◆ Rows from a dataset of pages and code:
◆ ◆ ◆
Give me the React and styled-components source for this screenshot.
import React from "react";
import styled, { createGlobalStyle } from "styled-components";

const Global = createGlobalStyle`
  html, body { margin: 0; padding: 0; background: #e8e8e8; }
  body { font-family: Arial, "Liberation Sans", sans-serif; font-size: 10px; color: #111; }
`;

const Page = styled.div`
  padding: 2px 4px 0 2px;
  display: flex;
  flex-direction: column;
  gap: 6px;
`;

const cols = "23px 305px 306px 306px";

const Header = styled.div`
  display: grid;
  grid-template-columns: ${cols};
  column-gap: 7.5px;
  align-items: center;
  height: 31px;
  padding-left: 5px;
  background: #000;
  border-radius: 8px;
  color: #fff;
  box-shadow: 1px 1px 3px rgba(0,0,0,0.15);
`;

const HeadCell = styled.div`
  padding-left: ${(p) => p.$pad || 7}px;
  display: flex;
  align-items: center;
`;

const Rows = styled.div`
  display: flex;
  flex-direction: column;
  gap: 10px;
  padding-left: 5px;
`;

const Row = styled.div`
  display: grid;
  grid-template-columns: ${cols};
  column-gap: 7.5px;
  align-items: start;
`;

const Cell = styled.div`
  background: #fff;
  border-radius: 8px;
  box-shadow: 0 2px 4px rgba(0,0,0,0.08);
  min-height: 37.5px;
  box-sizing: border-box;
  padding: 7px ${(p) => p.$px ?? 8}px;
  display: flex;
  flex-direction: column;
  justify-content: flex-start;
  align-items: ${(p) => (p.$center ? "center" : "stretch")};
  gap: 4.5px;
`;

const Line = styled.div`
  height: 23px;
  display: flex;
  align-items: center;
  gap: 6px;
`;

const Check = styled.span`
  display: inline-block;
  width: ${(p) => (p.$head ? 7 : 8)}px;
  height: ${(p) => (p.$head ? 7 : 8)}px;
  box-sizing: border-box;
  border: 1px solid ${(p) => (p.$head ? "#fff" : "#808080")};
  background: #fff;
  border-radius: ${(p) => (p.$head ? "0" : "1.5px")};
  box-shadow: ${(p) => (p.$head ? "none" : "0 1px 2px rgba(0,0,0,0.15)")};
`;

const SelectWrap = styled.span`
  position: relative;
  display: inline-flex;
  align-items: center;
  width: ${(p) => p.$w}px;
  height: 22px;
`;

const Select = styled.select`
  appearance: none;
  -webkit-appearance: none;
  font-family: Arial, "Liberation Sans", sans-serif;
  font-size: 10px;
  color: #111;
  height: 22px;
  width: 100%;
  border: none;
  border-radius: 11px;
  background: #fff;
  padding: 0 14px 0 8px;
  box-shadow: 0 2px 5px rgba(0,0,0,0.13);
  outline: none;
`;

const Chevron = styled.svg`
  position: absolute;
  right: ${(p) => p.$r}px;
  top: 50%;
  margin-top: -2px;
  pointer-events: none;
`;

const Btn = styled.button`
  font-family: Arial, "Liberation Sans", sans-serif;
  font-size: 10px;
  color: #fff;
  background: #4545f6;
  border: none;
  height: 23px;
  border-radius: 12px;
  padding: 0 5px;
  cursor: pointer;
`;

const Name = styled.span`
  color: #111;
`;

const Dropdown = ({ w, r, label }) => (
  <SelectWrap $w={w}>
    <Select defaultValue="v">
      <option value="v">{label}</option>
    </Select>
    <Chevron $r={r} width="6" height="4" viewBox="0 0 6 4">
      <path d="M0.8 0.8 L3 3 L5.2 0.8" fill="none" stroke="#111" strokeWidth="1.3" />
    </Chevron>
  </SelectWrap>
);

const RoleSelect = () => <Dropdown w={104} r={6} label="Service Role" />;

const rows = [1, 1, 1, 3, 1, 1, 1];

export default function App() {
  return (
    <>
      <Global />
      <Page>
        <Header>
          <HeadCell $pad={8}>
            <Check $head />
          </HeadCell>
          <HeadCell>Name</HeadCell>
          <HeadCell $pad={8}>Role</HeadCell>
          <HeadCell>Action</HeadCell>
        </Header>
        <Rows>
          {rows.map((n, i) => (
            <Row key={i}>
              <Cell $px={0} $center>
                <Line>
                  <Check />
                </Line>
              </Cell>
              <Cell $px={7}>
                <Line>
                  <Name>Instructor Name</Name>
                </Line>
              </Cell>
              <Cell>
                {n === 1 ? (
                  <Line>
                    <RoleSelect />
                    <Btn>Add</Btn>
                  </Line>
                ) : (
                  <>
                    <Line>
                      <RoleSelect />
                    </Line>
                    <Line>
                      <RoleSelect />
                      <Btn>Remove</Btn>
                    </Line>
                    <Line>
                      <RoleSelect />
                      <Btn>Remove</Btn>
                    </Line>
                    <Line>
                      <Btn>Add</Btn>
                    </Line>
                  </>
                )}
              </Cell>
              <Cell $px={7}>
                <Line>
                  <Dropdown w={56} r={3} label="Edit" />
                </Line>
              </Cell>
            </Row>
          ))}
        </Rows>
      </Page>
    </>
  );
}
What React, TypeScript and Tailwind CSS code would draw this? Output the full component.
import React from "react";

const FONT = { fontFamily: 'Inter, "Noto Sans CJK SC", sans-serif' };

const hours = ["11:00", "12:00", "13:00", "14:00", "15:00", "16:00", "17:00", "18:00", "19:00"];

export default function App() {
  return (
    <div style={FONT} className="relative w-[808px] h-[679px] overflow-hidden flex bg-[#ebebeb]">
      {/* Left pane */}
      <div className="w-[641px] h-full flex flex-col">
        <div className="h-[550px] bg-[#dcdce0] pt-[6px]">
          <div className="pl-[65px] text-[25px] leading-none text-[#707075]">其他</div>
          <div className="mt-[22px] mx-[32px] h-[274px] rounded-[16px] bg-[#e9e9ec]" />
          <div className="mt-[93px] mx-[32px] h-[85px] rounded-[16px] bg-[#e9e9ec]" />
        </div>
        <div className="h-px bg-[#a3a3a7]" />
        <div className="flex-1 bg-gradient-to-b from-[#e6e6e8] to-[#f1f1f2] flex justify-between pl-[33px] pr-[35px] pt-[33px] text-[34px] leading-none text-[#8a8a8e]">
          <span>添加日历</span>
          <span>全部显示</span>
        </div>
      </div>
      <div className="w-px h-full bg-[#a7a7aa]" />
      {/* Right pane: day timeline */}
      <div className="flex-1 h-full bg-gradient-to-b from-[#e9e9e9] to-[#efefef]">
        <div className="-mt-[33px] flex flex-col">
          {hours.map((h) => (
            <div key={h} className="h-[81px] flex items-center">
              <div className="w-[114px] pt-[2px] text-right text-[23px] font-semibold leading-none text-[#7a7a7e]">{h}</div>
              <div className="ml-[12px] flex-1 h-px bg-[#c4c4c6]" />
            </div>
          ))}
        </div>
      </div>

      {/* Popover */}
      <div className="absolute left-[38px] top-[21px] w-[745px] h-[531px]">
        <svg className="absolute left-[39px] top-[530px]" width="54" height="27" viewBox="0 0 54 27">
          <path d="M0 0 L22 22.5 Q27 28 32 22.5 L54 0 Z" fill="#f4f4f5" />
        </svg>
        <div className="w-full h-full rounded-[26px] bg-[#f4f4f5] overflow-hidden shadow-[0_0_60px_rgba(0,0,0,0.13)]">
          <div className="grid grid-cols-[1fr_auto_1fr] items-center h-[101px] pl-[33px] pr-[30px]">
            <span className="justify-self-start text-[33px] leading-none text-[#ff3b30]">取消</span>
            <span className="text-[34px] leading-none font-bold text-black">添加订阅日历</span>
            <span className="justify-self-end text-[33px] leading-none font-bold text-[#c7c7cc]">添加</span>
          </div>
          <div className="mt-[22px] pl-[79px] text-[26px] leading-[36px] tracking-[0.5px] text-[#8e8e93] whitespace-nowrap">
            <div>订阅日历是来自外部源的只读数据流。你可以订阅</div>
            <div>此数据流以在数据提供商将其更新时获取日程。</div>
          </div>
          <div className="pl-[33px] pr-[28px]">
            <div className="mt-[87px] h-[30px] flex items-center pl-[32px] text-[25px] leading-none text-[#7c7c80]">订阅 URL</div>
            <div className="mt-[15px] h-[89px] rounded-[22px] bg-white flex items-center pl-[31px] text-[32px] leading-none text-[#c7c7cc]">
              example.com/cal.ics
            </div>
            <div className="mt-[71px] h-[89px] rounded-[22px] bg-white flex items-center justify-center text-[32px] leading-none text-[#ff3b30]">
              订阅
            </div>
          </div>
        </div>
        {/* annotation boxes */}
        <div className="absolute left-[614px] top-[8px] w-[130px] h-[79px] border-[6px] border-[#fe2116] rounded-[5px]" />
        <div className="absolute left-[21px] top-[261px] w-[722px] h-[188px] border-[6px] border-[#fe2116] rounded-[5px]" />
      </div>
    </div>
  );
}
◆ ◆ ◆
◆ Exercise goal:
Some lines of the records may hold the word "full". How many do? Answer with a number and nothing else.

◆ Expected answer:
5